# Royal Navy Cordite Factory Holton Heath March 2009



## bonecollector (Mar 28, 2009)

So me and Dazaf decided to return to the old RNCF on Holton Heath this time armed with cameras but again forgot insect repellent.
The sky was cloudy and overcast so excuse the not so good photos, my camera is not so good either.
The site itself is mainly overgrown be prepared to get attacked by thorns and brambles. Also the ground is very uneven with deep trenches all over the place. many are concealing hidden tunnels inside but unfortunately most have now caved in or have been blocked off. 
There is also a lot of old pipework and conduit sticking out of the ground which meant lots of tripping over as the sun went down.
Anyway here are some photos, will go again soon with a better camera.

ceiling detail in first building























































Inside the resevior. this place is really dark and it stinks in there.




The resevior is HUGE inside!

























Thanks for looking.


----------



## underitall (Mar 28, 2009)

Looks good BC.
Cant wait to get down there!

Nice One!


----------



## Evilgenius (Mar 28, 2009)

Nice one mate top job!
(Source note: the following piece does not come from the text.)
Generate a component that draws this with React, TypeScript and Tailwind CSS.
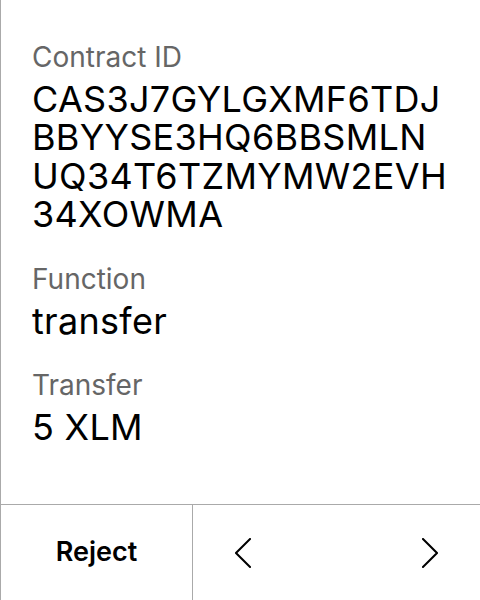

Your pics came out so much better than mine, well done! 

Il have to borrow the girlfriend's camera next time be a little better than my shite Argos jobby!

Oh dont forget to mention the tick's, nasty lttle bastards... nothing that a 1000 degree bath wont sort out though!


----------



## ricasso (Mar 28, 2009)

Excellent pics, like the glazed tunnel, and that pillbox variant? would look really nice in my back garden, well done.


----------



## the_historian (Mar 28, 2009)

Nice. Where is it btw?
Think that's actually a firewatcher's post rather than a pillbox, but it's hard to tell sometimes.


----------



## Evilgenius (Mar 28, 2009)

Holton Heath industrial estate, Dorset.


----------



## freebird (Mar 28, 2009)

Looks like an interesting place to explore. Love that firewatchers post / pillbox. Nice one.


----------



## the_historian (Mar 28, 2009)

Aha! Cheers mate- I'm heading down there on holiday this year anyway.


----------



## nutnut (Mar 28, 2009)

I am very suprised the float remains on that extremely large ball cock, as it sure looks like copper to me?






If any scum are looking, i bet thats got your hearts beating to the sound of the scrappys till :icon_evil


----------



## Evilgenius (Mar 28, 2009)

Here are a few more pictures of other buildings found at the site of the RNCF taken on an earlyer visit.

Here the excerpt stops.